Jonathan, I believe you're thinking of BRONZE Age writers. :-)

Scipio said...

Bryan, he really did NAIL it, didn't he?

cybrid said...

"No silencer works on a tommygun"

I *did* not know that...

Bryan L said...

"Bryan, he really did NAIL it, didn't he?"

Absolutely. I loved the show, but it automatically got 50% better when he was in an episode.

Anonymous said...

Jay is looking Norm MacDonaldy as usual. I imagine that, when he's making his dad jokes like every other Golden Age hero, he's bombing intentionally.

cybrid said...

I wonder why (comparatively) "modern" writers decided to, in effect, make the Shade a completely different character when there were any number of golden age villains who had appeared in two or more stories. Oh well.

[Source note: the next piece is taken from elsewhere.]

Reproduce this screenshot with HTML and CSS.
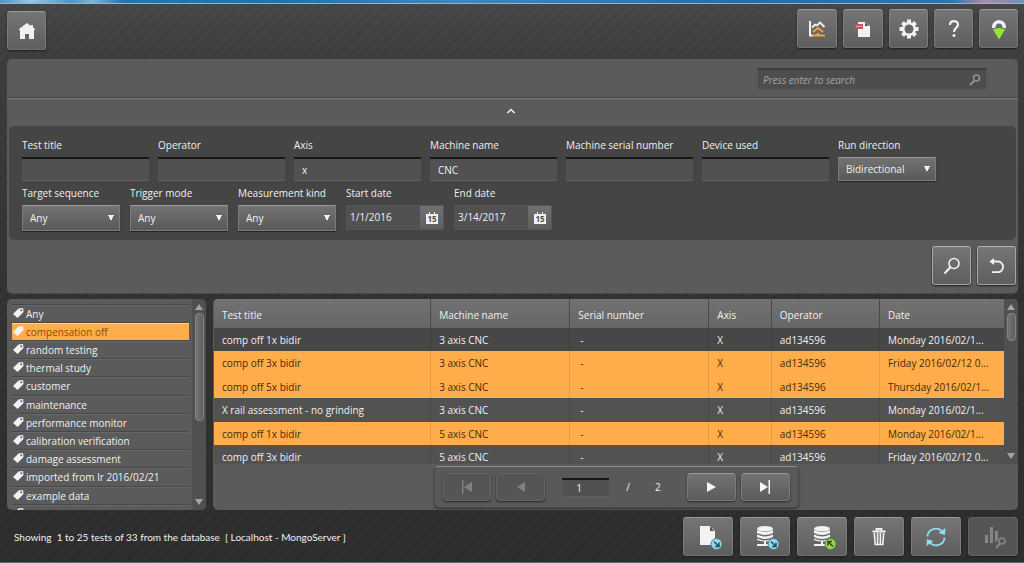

Like the fish vendor said, just for the halibut, some of Jay Garrick's more exotic enemies included soldiers from a fictional nation, aliens from at least three separate worlds, an extradimensional monarch, and a criminal from the year 6946. He also fought lots and lots of organized crime gangs, enough to imply that Keystone City was nearly as infested with mobsters as Gotham City. And Now You Know. ;-)

Scipio said...

I think it's because the Shade is an ideal (non-speedster) foe for a speedster. Super-speed isn't much help if you can't see where you are going.

Anonymous said...

Scipio, right there you explained why the Flash TV show has never been able to engage me: the show always seems to follow a model of "oh no the bad guy is faster than me!" / "gotta get faster!" / "ha ha now I am the fastest man alive again!" Honestly, I can't think of a duller thing to do super-speed as a motif. Come up with villains who foil super-speed any number of ways that require interesting applications of speed (or even of other talents of barry's) to overcome.

Maybe the show does that a lot and I have simply been unlucky enough to keep catching the episodes where it's Eobard Thawne or Savitar or Godspeed. If so, then I apologize to the show.

- HJF1

Anonymous said...

I wonder why live-action never completely seems to get comic books correctly?